Powered Ankle Assistance Exoskeleton
Patent no.: 16/353,133
Inventor(s): Zachary F. Lerner
Description: The ability of children to effectively walk around their homes and communities is essential to their physical health, independence, and general wellbeing. Unfortunately, many children with cerebral palsy (CP), the most common cause of pediatric physical disability, have difficulty walking and completing balance-intensive weight-bearing tasks, such as navigating around or over obstacles. The ankle joint plays a critical role during walking, acting to stabilize, support, and propel the body. Reduced ankle performance during walking in those with CP is suggested as a primary contributor to the observed gait dysfunction. The ankle plantar-flexor produces 50% less positive joint work than in typical gait, resulting in a reliance on more proximally located muscles for forward progression. This leads to prohibitively poor walking economy; the metabolic cost of transport for children with CP is three times above normal, on average. Ankle-foot-orthoses, which function by restricting ankle dorsi-flexion during the stance phase of walking, show limited effectiveness for clinically relevant improvements in gait mechanics and energetics. Orthopedic surgery, muscle injections, and physical therapy, can improve ankle function, but complete correction is not achieved; long-term gait and motor deficits remain.
Potential applications: Physical therapy applications.
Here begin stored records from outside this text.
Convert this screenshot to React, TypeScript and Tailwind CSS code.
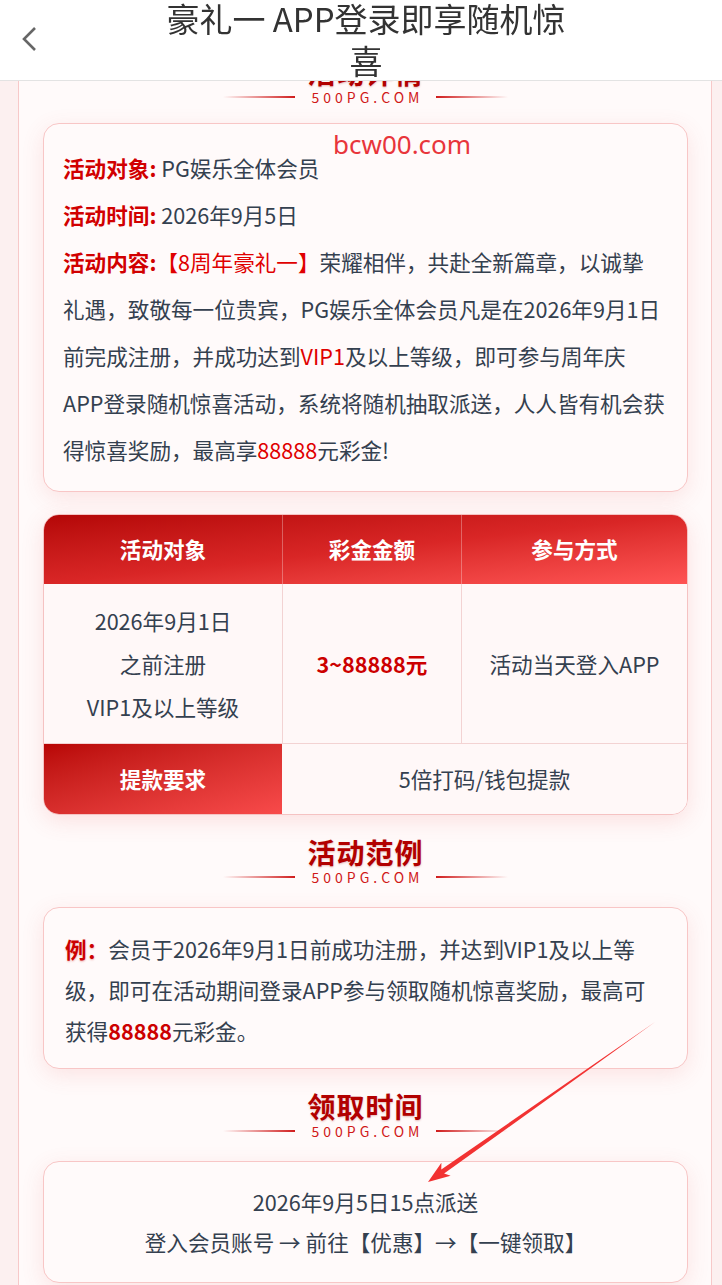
import React from "react";

const FONT = { fontFamily: '"Noto Sans CJK SC", "Noto Sans", sans-serif' };

const CARD =
  "rounded-2xl border border-[#f8c6c6] bg-[#fffafa] shadow-[0_6px_22px_rgba(226,80,80,0.13)]";

function SectionHead({ title, className = "" }: { title: string; className?: string }) {
  return (
    <div className={`flex flex-col items-center ${className}`}>
      <h2 className="flex h-[36px] items-center text-[28px] font-bold leading-[30px] tracking-[1px] text-[#b20000] [text-shadow:0_1px_2px_rgba(150,0,0,0.25)]">
        {title}
      </h2>
      <div className="flex h-[14px] items-center gap-[13px]">
        <span className="h-[2px] w-[72px] bg-gradient-to-r from-transparent to-[#d01c1c]" />
        <span className="pl-[4px] text-[14px] leading-[14px] tracking-[4px] text-[#d01818]">500PG.COM</span>
        <span className="h-[2px] w-[72px] bg-gradient-to-r from-[#d01c1c] to-transparent" />
      </div>
    </div>
  );
}

function Header() {
  return (
    <header className="fixed inset-x-0 top-0 z-20 h-[81px] border-b border-[#e3e3e3] bg-white">
      <svg className="absolute left-[20px] top-[25px]" width="20" height="28" viewBox="0 0 20 28">
        <polyline points="15,3 4,14 15,25" fill="none" stroke="#666" strokeWidth="2.6" />
      </svg>
      <div className="-mt-[3px] flex justify-center pl-[10px]">
        <h1 className="w-[416px] text-center text-[33px] leading-[42px] text-[#333]">
          豪礼一 APP登录即享随机惊喜
        </h1>
      </div>
    </header>
  );
}

function PrizeTable() {
  const body = "flex items-center justify-center bg-[#fff8f8] text-center text-[#34404f]";
  return (
    <div className="mt-[22px] overflow-hidden rounded-2xl border border-[#f5c2c2] shadow-[0_6px_22px_rgba(226,80,80,0.15)]">
      <div className="grid grid-cols-[238px_179px_1fr] bg-gradient-to-br from-[#b40606] via-[#d92626] to-[#ff5454]">
        {["活动对象", "彩金金额", "参与方式"].map((h, i) => (
          <div
            key={h}
            className={`flex h-[69px] items-center justify-center font-bold text-white ${
              i > 0 ? "border-l border-white/30" : ""
            }`}
          >
            {h}
          </div>
        ))}
      </div>
      <div className="grid h-[159px] grid-cols-[238px_179px_1fr] leading-[43px]">
        <div className={body}>
          <div>
            2026年9月1日
            <br />
            之前注册
            <br />
            VIP1及以上等级
          </div>
        </div>
        <div className={`${body} border-l border-[#f3d3d3] font-bold text-[#cc0000]`}>3~88888元</div>
        <div className={`${body} border-l border-[#f3d3d3]`}>活动当天登入APP</div>
      </div>
      <div className="grid h-[71px] grid-cols-[238px_1fr] border-t border-[#f3d3d3]">
        <div className="flex items-center justify-center bg-gradient-to-br from-[#b80404] to-[#f84a4a] font-bold text-white">
          提款要求
        </div>
        <div className="flex items-center justify-center bg-[#fff8f8] text-[#34404f]">5倍打码/钱包提款</div>
      </div>
    </div>
  );
}

export default function App() {
  return (
    <div className="relative min-h-[1285px] bg-[#fcf0f0] text-[21.6px]" style={FONT}>
      <Header />
      <div className="ml-[18px] w-[694px] border-x border-[#f7c9c9] bg-[#fffafa] pb-[40px] pl-6 pr-[23px] pt-[54px]">
        <SectionHead title="活动详情" />

        <div className={`${CARD} mt-[19px] pb-[18px] pl-[19px] pr-[6px] pt-[20px] leading-[47px] text-[#34404f]`}>
          <p>
            <b className="text-[#d10000]">活动对象:</b> PG娱乐全体会员
          </p>
          <p>
            <b className="text-[#d10000]">活动时间:</b> 2026年9月5日
          </p>
          <p>
            <b className="text-[#d10000]">活动内容:</b>
            <span className="text-[#e00000]">【8周年豪礼一】</span>荣耀相伴，共赴全新篇章，以诚挚
            <br />
            礼遇，致敬每一位贵宾，PG娱乐全体会员凡是在2026年9月1日
            <br />
            前完成注册，并成功达到<span className="text-[#e00000]">VIP1</span>及以上等级，即可参与周年庆
            <br />
            APP登录随机惊喜活动，系统将随机抽取派送，人人皆有机会获
            <br />
            得惊喜奖励，最高享<span className="text-[#e00000]">88888</span>元彩金!
          </p>
        </div>

        <PrizeTable />

        <SectionHead title="活动范例" className="mt-[19px]" />

        <div className={`${CARD} mt-[23px] pb-[17px] pl-[21px] pr-[8px] pt-[20px] leading-[41px] text-[#34404f]`}>
          <p>
            <b className="text-[#cc0000] [text-shadow:0_1px_2px_rgba(200,0,0,0.3)]">例：</b>会员于2026年9月1日前成功注册，并达到VIP1及以上等
            <br />
            级，即可在活动期间登录APP参与领取随机惊喜奖励，最高可
            <br />
            获得<b className="text-[#cc0000]">88888</b>元彩金。
          </p>
        </div>

        <SectionHead title="领取时间" className="mt-[19px]" />

        <div className={`${CARD} mt-[23px] pb-[20px] pt-[20px] text-center leading-[40px] text-[#34404f]`}>
          <p>2026年9月5日15点派送</p>
          <p>登入会员账号 → 前往【优惠】→【一键领取】</p>
        </div>
      </div>

      <div
        className="absolute left-[333px] top-[131px] text-[26px] leading-[26px] text-[#e8353b]"
        style={{ fontFamily: '"Noto Sans", sans-serif' }}
      >
        bcw00.com
      </div>

      <svg className="pointer-events-none absolute left-0 top-0" width="722" height="1285">
        <polygon
          points="655,1022 444.1,1173.6 450.6,1175.8 428,1182 441.4,1162.8 441.3,1169.6"
          fill="#f23232"
        />
      </svg>
    </div>
  );
}
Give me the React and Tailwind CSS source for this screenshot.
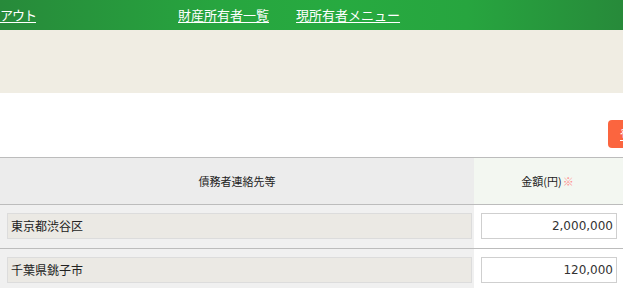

Benefits and advantages: Existing rehabilitation exoskeletons, targeted for adults with stroke or spinal cord injury, operate by slowly repositioning limbs along desired joint trajectories. This approach differs in that it is designed around providing quick bursts of assistance intended to restore lost ankle function. Providing dynamic actuation to the ankle joint of individuals with CP will (1) result in a more efficient redistribution of lower-extremity power output to reduce the metabolic cost of walking and stair climbing, and (2) improve performance during balance-intensive tasks by rapidly changing total ankle impedance in response to perturbations and/or abrupt changes in posture.